Before I really understood what I was dealing with, before chumplady and a whole lot of therapy, I wrote him a letter apologizing for everything I must have done to cause him to cheat, deceive, and blow up our family. He was still coming over, trying to get me to fire my attorney which is what they do because they don’t like consequences, and I was feeling very guilty. He read the letter but left it here, thank goodness, because when my brain fog cleared, I was so happy he didn’t get to carry that around for impression management. And no, I didn’t fire my attorney and we watched him have a 3 yr long narc rage about losing control of me. Not listening to him was the best thing I ever did.

Ladywithatruck
Ladywithatruck
7 months ago

I sent my ex a 10 page email to his g/f’s email address. I did a lot of writing that felt really good when I was writing it. I went into his P of Fish that he forgot to close when he used my laptop and sent all the women on his favorites list each others emails. Sent a few personal emails to the ones he was professing his love to and changed his profile on POF. And was quite proud of myself.
Later I realized all I had done was feed his ego with my pain. The new girl friend stayed with him because my God, he must be really special if I was that heart broken over losing him and she must be REALLY special if she won the “pick me competition”.
Ten years later she’s going to court trying to get back the money she invested in this wonderful man with so much potential. And he had moved on the another “investor” who He is now taking to court because she didn’t invest her life savings into him.
The best way to leave is with no warning, no goodbye, crickets. Pack up and be gone when he gets home. No forwarding address, no contact.
Believe me, the faster you stop feeding his ego, the faster he will get bored of the new chump.
Write it all out if you feel better but then wait a couple of days before you send it.

Mr Wonderfuls Ex
Mr Wonderfuls Ex
7 months ago

A few months ago, UXWorld posted a few samples of crappy writing KK had done about her cheating. I laughed so hard at those and it inspired me to look at some of klootzak’s writings again. They were a hoot.
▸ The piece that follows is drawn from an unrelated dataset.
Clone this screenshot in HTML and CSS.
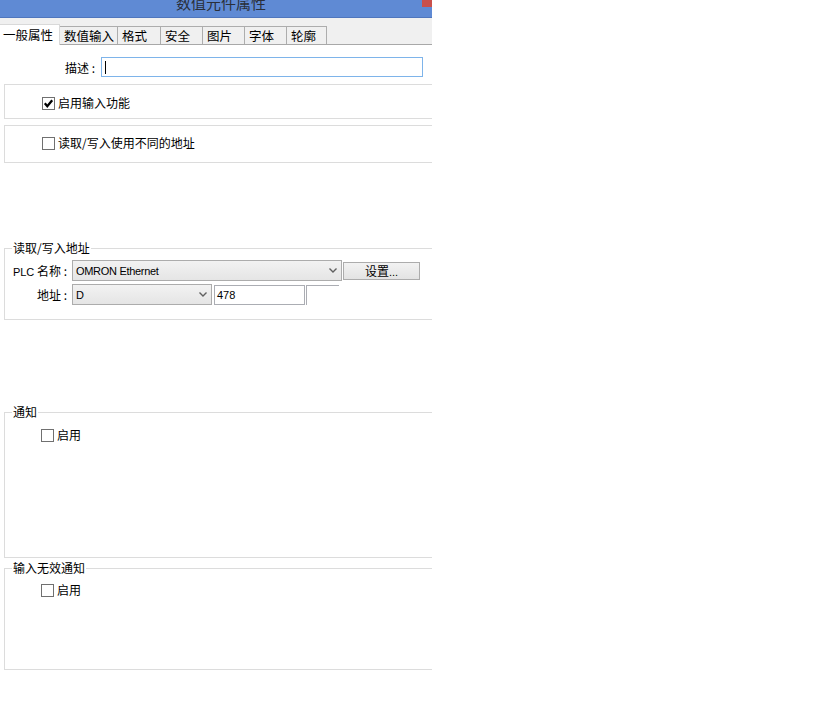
FILE: index.html
```html
<!DOCTYPE html>
<html lang="zh-CN">
<head>
    <meta charset="UTF-8">
    <title>数值元件属性</title>
    <link rel="stylesheet" href="styles.css">
</head>
<body>
    <div class="dialog">
        <div class="titlebar">
            <span class="title">数值元件属性</span>
            <span class="close"></span>
        </div>

        <div class="tabs">
            <div class="tab active" style="width: 60px">一般属性</div>
            <div class="tab" style="width: 58px">数值输入</div>
            <div class="tab" style="width: 43px">格式</div>
            <div class="tab" style="width: 42px">安全</div>
            <div class="tab" style="width: 42px">图片</div>
            <div class="tab" style="width: 42px">字体</div>
            <div class="tab" style="width: 40px">轮廓</div>
        </div>

        <div class="content">
            <div class="desc-row">
                <span class="desc-label">描述 :</span>
                <div class="text-input focus"><span class="caret"></span></div>
            </div>

            <div class="box box-first">
                <label class="check">
                    <span class="check-box">
                        <svg width="11" height="11" viewBox="0 0 11 11"><path d="M1.8 5.3 L4.3 8.2 L9.2 2.3" fill="none" stroke="#000" stroke-width="2.3"/></svg>
                    </span>
                    启用输入功能
                </label>
            </div>

            <div class="box box-second">
                <label class="check">
                    <span class="check-box"></span>
                    读取/写入使用不同的地址
                </label>
            </div>

            <fieldset class="group group-address">
                <legend>读取/写入地址</legend>
                <div class="form-row">
                    <span class="row-label"><span class="latin">PLC</span> 名称 :</span>
                    <div class="select select-plc">
                        <span class="latin narrow">OMRON Ethernet</span>
                        <svg class="arrow" width="8" height="5" viewBox="0 0 8 5"><path d="M0.5 0.5 L4 4 L7.5 0.5" fill="none" stroke="#606060" stroke-width="1.4"/></svg>
                    </div>
                    <div class="button">设置<span class="latin">...</span></div>
                </div>
                <div class="form-row row-second">
                    <span class="row-label">地址 :</span>
                    <div class="select select-device">
                        <span class="latin">D</span>
                        <svg class="arrow" width="8" height="5" viewBox="0 0 8 5"><path d="M0.5 0.5 L4 4 L7.5 0.5" fill="none" stroke="#606060" stroke-width="1.4"/></svg>
                    </div>
                    <div class="text-input addr-input"><span class="latin">478</span></div>
                    <div class="text-input addr-extra"></div>
                </div>
            </fieldset>

            <fieldset class="group group-notify">
                <legend>通知</legend>
                <label class="check">
                    <span class="check-box"></span>
                    启用
                </label>
            </fieldset>

            <fieldset class="group group-invalid">
                <legend>输入无效通知</legend>
                <label class="check">
                    <span class="check-box"></span>
                    启用
                </label>
            </fieldset>
        </div>
    </div>
</body>
</html>
```

FILE: styles.css
```css
* {
    box-sizing: border-box;
}

body {
    margin: 0;
    background-color: white;
    font-family: "Noto Sans CJK SC", "Liberation Sans", sans-serif;
    font-size: 12px;
    color: #000;
}

.latin {
    font-family: "Liberation Sans", "DejaVu Sans", sans-serif;
    font-size: 11px;
}

.latin.narrow {
    letter-spacing: -0.3px;
}

.dialog {
    width: 432px;
    overflow: hidden;
}

/* title bar */
.titlebar {
    height: 18px;
    background-color: #5f8ad4;
    border-bottom: 1px solid #4f76bd;
    display: flex;
    align-items: flex-start;
    padding-left: 20px;
    overflow: hidden;
}

.title {
    flex: 1;
    text-align: center;
    font-size: 15px;
    line-height: 6px;
    color: #2a2f3a;
}

.close {
    width: 10px;
    height: 7px;
    background-color: #c9504c;
}

/* tabs */
.tabs {
    height: 27px;
    background-color: #f0f0f0;
    border-bottom: 1px solid #a8a8a8;
    display: flex;
    align-items: flex-end;
}

.tab {
    height: 18px;
    border: 1px solid #adadad;
    border-bottom: none;
    border-left: none;
    background-color: #f0f0f0;
    font-size: 12.5px;
    line-height: 17px;
    padding-left: 4px;
    white-space: nowrap;
}

.tab.active {
    height: 21px;
    margin-bottom: -1px;
    background-color: white;
    border-color: #d9d9d9;
    line-height: 19px;
    padding-left: 3px;
}

/* content */
.content {
    padding-left: 4px;
}

.desc-row {
    display: flex;
    align-items: center;
    margin-top: 12px;
}

.desc-label {
    width: 91px;
    text-align: right;
    margin-right: 6px;
}

.text-input {
    height: 20px;
    border: 1px solid #abadb3;
    background-color: white;
    display: flex;
    align-items: center;
    padding-left: 3px;
}

.text-input.focus {
    width: 322px;
    border-color: #7eb4ea;
}

.caret {
    width: 1px;
    height: 13px;
    background-color: #000;
}

.box {
    width: 440px;
    border: 1px solid #dcdcdc;
    padding-left: 37px;
}

.box-first {
    margin-top: 7px;
    height: 35px;
    padding-top: 11px;
}

.box-second {
    margin-top: 6px;
    height: 38px;
    padding-top: 10px;
}

.check {
    display: flex;
    align-items: center;
    height: 14px;
    line-height: 14px;
}

.check-box {
    width: 13px;
    height: 13px;
    border: 1px solid #707070;
    background-color: white;
    margin-right: 3px;
    display: flex;
    align-items: center;
    justify-content: center;
}

/* group boxes */
.group {
    width: 440px;
    margin: 0;
    border: 1px solid #dcdcdc;
    padding: 0 0 0 8px;
}

.group legend {
    margin-left: -1px;
    padding: 0 1px;
    line-height: 14px;
    height: 14px;
}

.group .check {
    margin-left: 28px;
}

.group-address {
    margin-top: 78px;
    height: 79px;
    padding-top: 5px;
}

.form-row {
    display: flex;
    align-items: center;
}

.row-second {
    margin-top: 3px;
}

.row-label {
    width: 60px;
    flex-shrink: 0;
    text-align: right;
    padding-right: 5px;
    margin-left: -1px;
    white-space: nowrap;
}

.select {
    height: 21px;
    border: 1px solid #acacac;
    background: linear-gradient(#f2f2f2, #e5e5e5);
    display: flex;
    align-items: center;
    justify-content: space-between;
    padding: 0 4px 0 3px;
}

.select-plc {
    width: 270px;
}

.select-device {
    width: 140px;
}

.button {
    width: 77px;
    height: 18px;
    margin-left: 1px;
    border: 1px solid #acacac;
    background: linear-gradient(#f2f2f2, #e3e3e3);
    text-align: center;
    line-height: 16px;
}

.addr-input {
    width: 91px;
    margin-left: 2px;
    height: 20px;
    padding-left: 2px;
}

.addr-extra {
    width: 33px;
    margin-left: 1px;
    height: 20px;
    border-right: none;
    border-bottom: none;
}

.group-notify {
    margin-top: 85px;
    height: 153px;
    padding-top: 9px;
}

.group-invalid {
    margin-top: 3px;
    height: 109px;
    padding-top: 8px;
}
```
There should be some Friday challenges from this:
1) What you would want to write to FW but will never send (because if it feels good, we don’t do it – thanks Mr. CL!)
and
2) Examples of crappy writing from FWs where they think themselves special with poetry and “deep” thoughts.

It’s better to laugh. Beats the hell out of crying.

Best Thing
Best Thing
7 months ago

This one comes to mind immediately, and I quote: “You are cold, cruel, and heartless. I will miss you.” I have no doubt he does miss me, as Mrs. Bendover could not add two plus two using two hands (he fired me and gave her my bookkeeping job). The first sentence however…..

Bluewren
Bluewren
7 months ago

Haha
Good riddance to the clown.
He might get extra kibbles and love the centrality, but you did it for you, not him.

I sent a final text some time ago and he probably just laughed at it but it was for me- now there’s nothing unsaid and nothing more that needs to be said.

No regrets.

Congratulations!

Liberated_chump
Liberated_chump
7 months ago
Reply to  Bluewren

Thank you! I know it gave him kibbles but I don’t regret it. He will throw it in the bin, just like he did with our marriage.

2xchump
2xchump
7 months ago

Just last week I was reading in my archeology blog of the statues they dug up in Italy. They found evidence of textiles drapped on their marble bodies, perfumes, and paint 🎨 to add the pop. Writing to a cheater any last words, Hallmark good- bye cards, closing remarks, whatever..is just like draping clothes, pouring perfumes and painting colors on a marble statue. It does nothing for the marble statue. Everything you see and hear is an act to either save cake 🎂 or stab you on the way out. I did the same and wrote a letter of all we had together and how much I loved him. I put in pictures of anniversary trips spanning 30 years. Crickets and a message from my lawyer that stated he was cutting my health insurance, wanted money or the house, needed his motorcycle from the garage for a trip to Colorado and lots more…Do what you feel you need to do, but yodeling would work better. At least you hear an echo.